_Exercise details:_
Comb the records below for the string "components" and copy each line where it turns up.
::::
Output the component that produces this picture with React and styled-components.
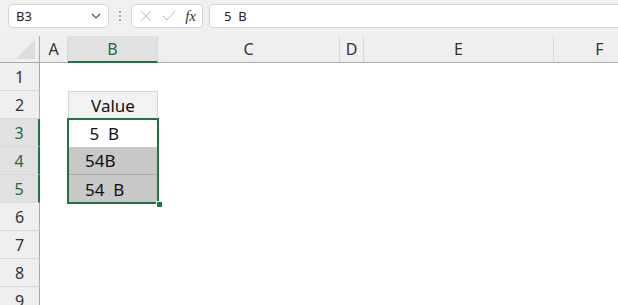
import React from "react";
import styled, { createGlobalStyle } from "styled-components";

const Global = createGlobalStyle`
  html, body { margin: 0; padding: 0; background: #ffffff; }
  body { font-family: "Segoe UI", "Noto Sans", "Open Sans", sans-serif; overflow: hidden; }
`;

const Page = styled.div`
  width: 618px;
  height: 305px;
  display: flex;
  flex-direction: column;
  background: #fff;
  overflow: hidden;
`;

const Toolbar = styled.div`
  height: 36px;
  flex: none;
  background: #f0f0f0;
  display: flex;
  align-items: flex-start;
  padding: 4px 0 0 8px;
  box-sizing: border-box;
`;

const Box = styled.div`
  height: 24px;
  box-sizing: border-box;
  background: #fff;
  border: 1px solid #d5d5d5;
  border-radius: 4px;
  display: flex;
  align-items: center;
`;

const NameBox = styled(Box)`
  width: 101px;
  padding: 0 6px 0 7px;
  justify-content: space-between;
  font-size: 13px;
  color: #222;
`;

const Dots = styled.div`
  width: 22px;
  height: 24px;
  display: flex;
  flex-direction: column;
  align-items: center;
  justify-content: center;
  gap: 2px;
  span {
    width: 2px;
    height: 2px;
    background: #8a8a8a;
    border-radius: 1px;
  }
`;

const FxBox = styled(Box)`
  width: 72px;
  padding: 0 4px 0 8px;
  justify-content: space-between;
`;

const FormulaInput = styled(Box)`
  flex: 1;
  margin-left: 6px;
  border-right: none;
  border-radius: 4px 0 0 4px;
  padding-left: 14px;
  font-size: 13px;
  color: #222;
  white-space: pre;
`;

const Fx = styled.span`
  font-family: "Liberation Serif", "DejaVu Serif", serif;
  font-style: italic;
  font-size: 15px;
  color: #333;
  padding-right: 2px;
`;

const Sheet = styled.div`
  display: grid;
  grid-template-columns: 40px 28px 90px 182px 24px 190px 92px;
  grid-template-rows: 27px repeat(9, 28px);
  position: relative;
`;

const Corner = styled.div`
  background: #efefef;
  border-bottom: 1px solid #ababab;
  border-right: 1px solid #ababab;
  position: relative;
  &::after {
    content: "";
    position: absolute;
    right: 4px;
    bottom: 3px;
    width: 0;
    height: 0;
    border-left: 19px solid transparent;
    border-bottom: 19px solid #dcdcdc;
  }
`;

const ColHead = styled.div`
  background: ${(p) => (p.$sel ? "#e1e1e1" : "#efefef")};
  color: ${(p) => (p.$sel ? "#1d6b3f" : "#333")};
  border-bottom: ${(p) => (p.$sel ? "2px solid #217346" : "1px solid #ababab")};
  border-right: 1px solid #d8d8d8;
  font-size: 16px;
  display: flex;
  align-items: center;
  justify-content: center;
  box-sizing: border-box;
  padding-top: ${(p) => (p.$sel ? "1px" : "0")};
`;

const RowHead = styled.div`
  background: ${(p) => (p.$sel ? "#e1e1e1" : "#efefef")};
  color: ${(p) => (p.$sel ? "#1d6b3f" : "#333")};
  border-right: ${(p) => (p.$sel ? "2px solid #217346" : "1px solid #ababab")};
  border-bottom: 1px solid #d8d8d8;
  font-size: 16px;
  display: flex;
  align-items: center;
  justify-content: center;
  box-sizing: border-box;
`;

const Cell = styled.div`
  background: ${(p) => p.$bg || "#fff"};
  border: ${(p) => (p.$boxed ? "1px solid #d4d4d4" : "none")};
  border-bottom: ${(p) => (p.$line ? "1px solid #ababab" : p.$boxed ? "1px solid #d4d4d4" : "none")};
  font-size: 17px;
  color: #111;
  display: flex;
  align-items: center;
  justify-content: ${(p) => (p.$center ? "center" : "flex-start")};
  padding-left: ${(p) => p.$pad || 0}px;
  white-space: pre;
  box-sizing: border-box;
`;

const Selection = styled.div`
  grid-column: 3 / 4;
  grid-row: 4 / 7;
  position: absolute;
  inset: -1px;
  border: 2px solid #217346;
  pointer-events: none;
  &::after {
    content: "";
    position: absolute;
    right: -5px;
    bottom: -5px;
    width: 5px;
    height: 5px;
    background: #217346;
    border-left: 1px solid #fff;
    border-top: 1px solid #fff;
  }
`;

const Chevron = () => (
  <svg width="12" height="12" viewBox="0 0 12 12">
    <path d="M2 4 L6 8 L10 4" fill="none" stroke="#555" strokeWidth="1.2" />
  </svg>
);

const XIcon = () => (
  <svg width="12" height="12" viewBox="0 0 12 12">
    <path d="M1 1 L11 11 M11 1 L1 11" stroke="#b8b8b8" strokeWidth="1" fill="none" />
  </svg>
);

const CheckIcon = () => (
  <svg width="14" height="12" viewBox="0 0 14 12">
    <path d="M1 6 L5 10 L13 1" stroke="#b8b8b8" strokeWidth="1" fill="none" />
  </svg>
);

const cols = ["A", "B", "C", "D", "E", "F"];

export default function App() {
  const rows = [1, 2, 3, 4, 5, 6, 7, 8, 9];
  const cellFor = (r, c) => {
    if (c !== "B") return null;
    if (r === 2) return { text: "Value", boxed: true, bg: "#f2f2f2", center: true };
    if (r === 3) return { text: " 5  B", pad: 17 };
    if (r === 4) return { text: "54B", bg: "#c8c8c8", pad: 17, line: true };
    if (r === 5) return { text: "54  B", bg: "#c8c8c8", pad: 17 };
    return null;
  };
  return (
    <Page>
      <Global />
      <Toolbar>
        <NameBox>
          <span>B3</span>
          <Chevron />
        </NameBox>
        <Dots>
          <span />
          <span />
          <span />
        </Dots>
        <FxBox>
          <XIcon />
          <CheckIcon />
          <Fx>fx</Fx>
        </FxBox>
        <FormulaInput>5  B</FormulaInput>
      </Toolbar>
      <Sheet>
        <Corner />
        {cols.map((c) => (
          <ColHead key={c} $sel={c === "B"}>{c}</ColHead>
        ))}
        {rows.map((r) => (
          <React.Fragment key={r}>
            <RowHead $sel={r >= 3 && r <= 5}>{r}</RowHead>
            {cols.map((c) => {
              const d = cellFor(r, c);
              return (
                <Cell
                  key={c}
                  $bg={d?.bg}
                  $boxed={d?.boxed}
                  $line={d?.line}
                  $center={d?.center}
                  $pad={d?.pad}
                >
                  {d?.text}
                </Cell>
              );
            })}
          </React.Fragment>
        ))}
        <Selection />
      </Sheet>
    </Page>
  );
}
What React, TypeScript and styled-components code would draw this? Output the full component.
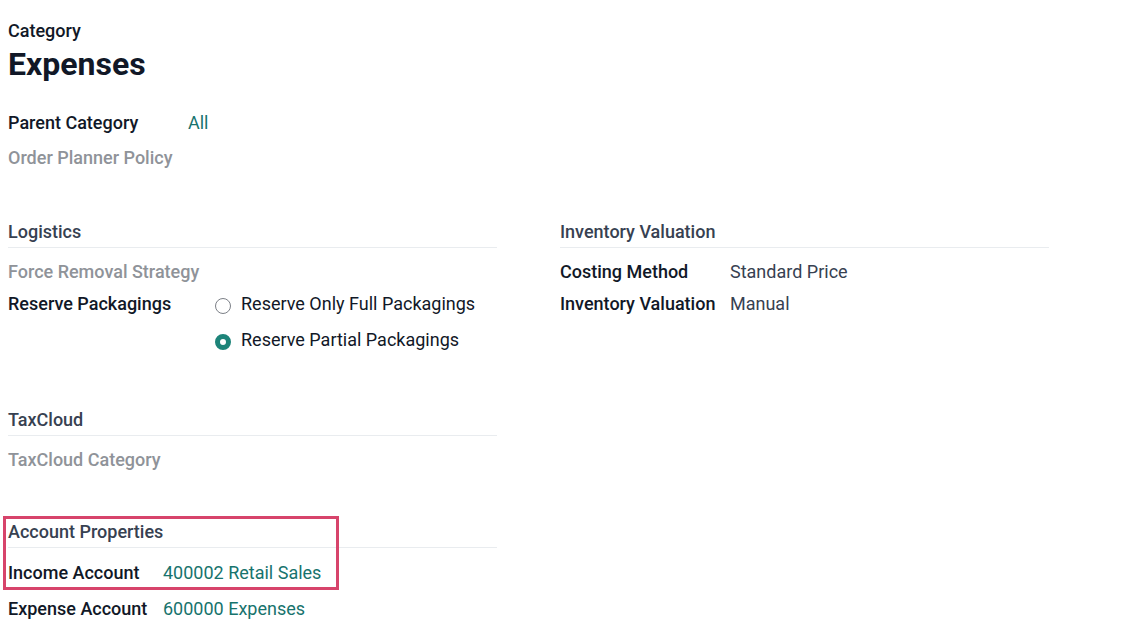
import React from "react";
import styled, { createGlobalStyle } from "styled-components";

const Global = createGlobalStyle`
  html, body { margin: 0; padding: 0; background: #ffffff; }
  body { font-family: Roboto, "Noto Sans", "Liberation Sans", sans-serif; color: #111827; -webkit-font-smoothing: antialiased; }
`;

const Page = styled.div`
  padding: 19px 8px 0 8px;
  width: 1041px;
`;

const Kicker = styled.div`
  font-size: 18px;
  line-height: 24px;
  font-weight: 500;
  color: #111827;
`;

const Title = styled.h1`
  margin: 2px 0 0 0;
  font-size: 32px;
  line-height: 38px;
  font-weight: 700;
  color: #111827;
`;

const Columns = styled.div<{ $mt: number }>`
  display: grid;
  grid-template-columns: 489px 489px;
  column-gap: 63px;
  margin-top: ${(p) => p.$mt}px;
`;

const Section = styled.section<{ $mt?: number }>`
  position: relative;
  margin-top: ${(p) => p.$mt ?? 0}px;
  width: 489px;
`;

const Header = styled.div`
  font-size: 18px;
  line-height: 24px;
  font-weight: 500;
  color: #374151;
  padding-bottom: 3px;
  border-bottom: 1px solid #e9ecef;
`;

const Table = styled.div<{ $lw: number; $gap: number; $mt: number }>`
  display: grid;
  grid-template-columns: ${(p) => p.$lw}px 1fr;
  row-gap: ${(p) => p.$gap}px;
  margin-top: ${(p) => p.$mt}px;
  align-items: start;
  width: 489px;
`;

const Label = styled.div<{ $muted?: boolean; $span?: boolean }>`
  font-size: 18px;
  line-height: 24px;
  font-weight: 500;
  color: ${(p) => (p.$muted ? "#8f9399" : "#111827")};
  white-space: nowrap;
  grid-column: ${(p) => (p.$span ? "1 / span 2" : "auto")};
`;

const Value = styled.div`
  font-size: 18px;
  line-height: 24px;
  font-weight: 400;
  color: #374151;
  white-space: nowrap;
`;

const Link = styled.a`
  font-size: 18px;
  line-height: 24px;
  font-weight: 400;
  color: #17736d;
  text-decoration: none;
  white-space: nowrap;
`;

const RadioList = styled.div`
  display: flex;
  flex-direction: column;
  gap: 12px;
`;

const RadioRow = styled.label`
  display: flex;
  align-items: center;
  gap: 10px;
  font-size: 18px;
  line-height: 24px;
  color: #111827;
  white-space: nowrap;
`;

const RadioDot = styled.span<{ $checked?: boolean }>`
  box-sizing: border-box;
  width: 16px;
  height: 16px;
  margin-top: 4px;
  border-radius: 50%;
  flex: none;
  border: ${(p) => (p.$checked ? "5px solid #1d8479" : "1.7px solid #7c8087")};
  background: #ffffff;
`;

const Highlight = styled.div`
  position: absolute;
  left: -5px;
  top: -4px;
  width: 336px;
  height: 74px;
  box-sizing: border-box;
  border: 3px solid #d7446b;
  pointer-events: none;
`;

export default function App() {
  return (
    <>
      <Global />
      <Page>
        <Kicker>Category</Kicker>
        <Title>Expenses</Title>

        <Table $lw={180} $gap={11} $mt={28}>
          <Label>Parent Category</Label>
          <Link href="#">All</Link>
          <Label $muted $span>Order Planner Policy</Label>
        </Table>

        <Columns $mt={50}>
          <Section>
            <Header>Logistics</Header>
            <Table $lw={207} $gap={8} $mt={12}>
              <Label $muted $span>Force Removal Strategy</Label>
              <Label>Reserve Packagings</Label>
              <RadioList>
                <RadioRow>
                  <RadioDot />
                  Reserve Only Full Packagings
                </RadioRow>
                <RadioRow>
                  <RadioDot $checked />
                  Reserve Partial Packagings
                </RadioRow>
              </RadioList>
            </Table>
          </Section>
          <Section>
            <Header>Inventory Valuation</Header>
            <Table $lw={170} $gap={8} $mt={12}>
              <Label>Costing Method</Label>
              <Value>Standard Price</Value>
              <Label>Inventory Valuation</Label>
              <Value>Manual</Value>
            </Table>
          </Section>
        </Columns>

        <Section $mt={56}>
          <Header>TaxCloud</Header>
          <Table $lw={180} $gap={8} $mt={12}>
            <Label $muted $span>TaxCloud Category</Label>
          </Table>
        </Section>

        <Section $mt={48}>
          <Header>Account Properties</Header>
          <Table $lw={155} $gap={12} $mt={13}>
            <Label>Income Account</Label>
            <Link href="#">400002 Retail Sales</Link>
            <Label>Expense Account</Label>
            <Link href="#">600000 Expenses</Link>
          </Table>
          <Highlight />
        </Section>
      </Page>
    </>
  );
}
::::
_The solution:_
Output the component that produces this picture with React and styled-components.
import styled, { createGlobalStyle } from "styled-components";
What React, TypeScript and styled-components code would draw this? Output the full component.
import styled, { createGlobalStyle } from "styled-components";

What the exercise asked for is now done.